In spherical-cow land, a wall in the middle shouldn’t have any effect, because the setup is symmetric, and so the net axial air movement should be exactly zero on the entire central plane. In the real world, there’d probably be some turbulent effects there, so the wall would make a difference, but it’d be really difficult to say a priori what the difference would be.
The blades of cheap desktop fans are generally constant-thickness plastic with a relatively sharp edge on them. Sharp-edged airfoils are highly susceptible to stall when operated at any significant angle of attack - so I suspect such fans are operating in stall just about all the time.
An airfoil in stall does not produce zero lift. The lift of an airfoil is mostly due to the pressure drop on the upper surface of the foil, but a significant portion comes from the pressure increase on the lower surface of the lift. In stall, you do lose most of the lift that was being produced by the pressure drop on the upper surface, but you don’t lose any of the lift from the lower surface.
Bottom line, the fans will still generate a pressure drop in the enclosure, even if they aren’t moving any air.
That can’t be right; hamburgers are made of cows and they’re round (Wendys excepted) and chicken nuggets are square-ish.

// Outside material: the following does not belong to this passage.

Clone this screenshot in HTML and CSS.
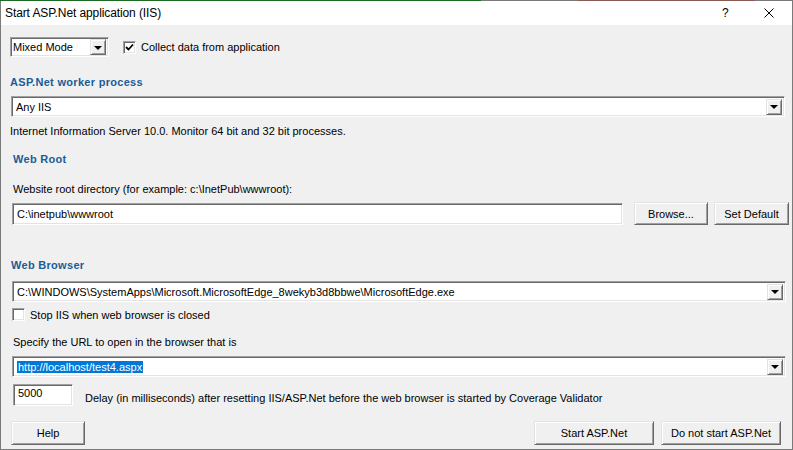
FILE: index.html
```
<!DOCTYPE html>
<html lang="en">
<head>
    <meta charset="UTF-8">
    <title>Start ASP.Net application (IIS)</title>
    <link rel="stylesheet" href="styles.css">
</head>
<body>
    <div class="window">
        <div class="titlebar">
            <span class="title">Start ASP.Net application (IIS)</span>
            <span class="help-btn">?</span>
            <span class="close-btn">
                <svg width="10" height="10" viewBox="0 0 10 10"><path d="M0.5 0.5 L9.5 9.5 M9.5 0.5 L0.5 9.5" stroke="#000" stroke-width="1" fill="none"/></svg>
            </span>
        </div>

        <div class="content">
            <div class="row top-row">
                <div class="combo mode-combo">
                    <span class="combo-text">Mixed Mode</span>
                    <span class="drop"></span>
                </div>
                <label class="check collect">
                    <span class="box checked">
                        <svg width="9" height="9" viewBox="0 0 9 9"><path d="M1 4 L3.5 6.5 L8 1.5" stroke="#000" stroke-width="1.8" fill="none"/></svg>
                    </span>
                    Collect data from application
                </label>
            </div>

            <h2 class="heading worker">ASP.Net worker process</h2>
            <div class="combo wide iis-combo">
                <span class="combo-text">Any IIS</span>
                <span class="drop"></span>
            </div>
            <p class="text info">Internet Information Server 10.0. Monitor 64 bit and 32 bit processes.</p>

            <h2 class="heading webroot">Web Root</h2>
            <p class="text root-label">Website root directory (for example: c:\InetPub\wwwroot):</p>
            <div class="row root-row">
                <div class="field root-field">C:\inetpub\wwwroot</div>
                <button class="btn browse">Browse...</button>
                <button class="btn set-default">Set Default</button>
            </div>

            <h2 class="heading browser">Web Browser</h2>
            <div class="combo wide browser-combo">
                <span class="combo-text">C:\WINDOWS\SystemApps\Microsoft.MicrosoftEdge_8wekyb3d8bbwe\MicrosoftEdge.exe</span>
                <span class="drop"></span>
            </div>
            <label class="check stop-iis">
                <span class="box"></span>
                Stop IIS when web browser is closed
            </label>

            <p class="text url-label">Specify the URL to open in the browser that is</p>
            <div class="combo wide url-combo">
                <span class="combo-text"><span class="selected">http://localhost/test4.aspx</span></span>
                <span class="drop"></span>
            </div>

            <div class="row delay-row">
                <div class="field delay-field">5000</div>
                <span class="text delay-label">Delay (in milliseconds) after resetting IIS/ASP.Net before the web browser is started by Coverage Validator</span>
            </div>

            <div class="row footer">
                <button class="btn help">Help</button>
                <div class="spacer"></div>
                <button class="btn start">Start ASP.Net</button>
                <button class="btn no-start">Do not start ASP.Net</button>
            </div>
        </div>
    </div>
</body>
</html>
```

FILE: styles.css
```
html,
body {
    margin: 0;
    padding: 0;
}

body {
    width: 793px;
    height: 450px;
    overflow: hidden;
    background-color: #f0f0f0;
    font-family: 'Liberation Sans', Arial, sans-serif;
    font-size: 11px;
    color: #000;
}

.window {
    box-sizing: border-box;
    width: 793px;
    height: 450px;
    border: 1px solid #7a7a7a;
    border-top: none;
    background-color: #f0f0f0;
}

.window::before {
    content: "";
    display: block;
    height: 1px;
    margin: 0 -1px;
    background: linear-gradient(to right, #1d6b22 0, #1d6b22 481px, #7a7a7a 481px, #7a7a7a 578px, #8a5a55 578px, #8a5a55 755px, #7a7a7a 755px);
}

.titlebar {
    height: 24px;
    background-color: #ffffff;
    display: flex;
    align-items: center;
}

.title {
    padding-left: 4px;
    font-size: 12px;
    letter-spacing: -0.1px;
    flex: 1;
}

.help-btn {
    font-size: 12px;
    width: 10px;
    margin-right: 32px;
}

.close-btn {
    display: flex;
    margin-right: 18px;
}

.content {
    padding: 0 3px 0 9px;
}

.row {
    display: flex;
    align-items: center;
}

.text {
    margin: 0;
    line-height: 14px;
    white-space: nowrap;
}

.heading {
    margin: 0;
    font-size: 11px;
    font-weight: bold;
    line-height: 14px;
    color: #1b5c97;
    letter-spacing: 0.3px;
}

/* sunken controls */
.combo,
.field,
.box {
    box-sizing: border-box;
    background-color: #ffffff;
    border-style: solid;
    border-width: 1px;
    border-color: #a0a0a0 #ffffff #ffffff #a0a0a0;
    box-shadow: inset 1px 1px 0 #696969, inset -1px -1px 0 #e3e3e3;
}

.combo {
    display: flex;
    align-items: center;
    padding: 2px 2px 2px 4px;
}

.combo-text {
    flex: 1;
    white-space: nowrap;
    overflow: hidden;
}

.drop {
    box-sizing: border-box;
    width: 16px;
    height: 16px;
    background-color: #f0f0f0;
    border-style: solid;
    border-width: 1px;
    border-color: #e3e3e3 #696969 #696969 #e3e3e3;
    box-shadow: inset 1px 1px 0 #ffffff, inset -1px -1px 0 #a0a0a0;
    display: flex;
    align-items: center;
    justify-content: center;
}

.drop::after {
    content: "";
    border-left: 4px solid transparent;
    border-right: 4px solid transparent;
    border-top: 4px solid #000;
    margin-top: 1px;
}

.field {
    padding: 3px 4px;
    height: 22px;
    line-height: 14px;
}

.btn {
    box-sizing: border-box;
    flex-shrink: 0;
    height: 23px;
    padding: 0;
    font-family: inherit;
    font-size: 11px;
    color: #000;
    background-color: #f0f0f0;
    border-style: solid;
    border-width: 1px;
    border-color: #e3e3e3 #696969 #696969 #e3e3e3;
    box-shadow: inset 1px 1px 0 #ffffff, inset -1px -1px 0 #a0a0a0;
}

.check {
    display: flex;
    align-items: center;
}

.box {
    width: 13px;
    height: 13px;
    display: flex;
    align-items: center;
    justify-content: center;
}

/* rows */
.top-row {
    margin-top: 12px;
}

.mode-combo {
    width: 99px;
    height: 20px;
    padding-left: 2px;
}

.collect {
    margin-left: 14px;
}

.collect .box {
    margin-right: 5px;
}

.worker {
    margin-top: 18px;
}

.wide {
    margin-left: 2px;
    width: 774px;
    height: 21px;
}

.iis-combo {
    margin-top: 7px;
    margin-left: 1px;
}

.info {
    margin-top: 7px;
}

.webroot {
    margin-top: 14px;
    margin-left: 3px;
}

.root-label {
    margin-top: 16px;
    margin-left: 3px;
}

.root-row {
    margin-top: 6px;
    margin-left: 2px;
}

.root-field {
    width: 611px;
    flex-shrink: 0;
}

.browse {
    width: 74px;
    margin-left: 11px;
}

.set-default {
    width: 75px;
    margin-left: 6px;
}

.browser {
    margin-top: 33px;
    margin-left: 1px;
}

.browser-combo {
    margin-top: 9px;
}

.stop-iis {
    margin-top: 6px;
    margin-left: 2px;
}

.stop-iis .box {
    margin-right: 5px;
}

.url-label {
    margin-top: 14px;
    margin-left: 3px;
}

.url-combo {
    margin-top: 7px;
    padding-left: 4px;
}

.selected {
    background-color: #0078d7;
    color: #ffffff;
    padding: 0 1px;
}

.delay-row {
    margin-top: 7px;
    margin-left: 3px;
}

.delay-field {
    width: 60px;
    padding-top: 1px;
}

.delay-label {
    margin-left: 12px;
    margin-top: 5px;
}

.footer {
    margin-top: 15px;
    padding-right: 8px;
}

.help {
    width: 74px;
    height: 24px;
    margin-left: 1px;
}

.spacer {
    flex: 1;
}

.start {
    width: 120px;
    height: 24px;
}

.no-start {
    width: 120px;
    height: 24px;
    margin-left: 7px;
}
```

It seems to me you may have cows in your chicken coop…
Dammit, now I want to try the reverse lawn sprinkler experiment.
Oh, and while Feynman definitely won the Nobel Prize, I’ve never heard that the lawn sprinkler thought experiment in any way led to that work. I always understood it to be just another example of him pointing out misconceptions, in people who know how to algebraicly manipulate equations, but don’t understand what the equations actually mean.
I no longer have my copy of his book, but IIRC, you are correct that this was not what lead to the discovery for which he got the Nobel prize. I seem to recall that it had to do with wobbling plates.
Wasn’t the hooking up the sprinkler in reverse a debate among the freshmen in his dorm (?) and they decided to actually try it in one of the labs, but the professor got angry at them?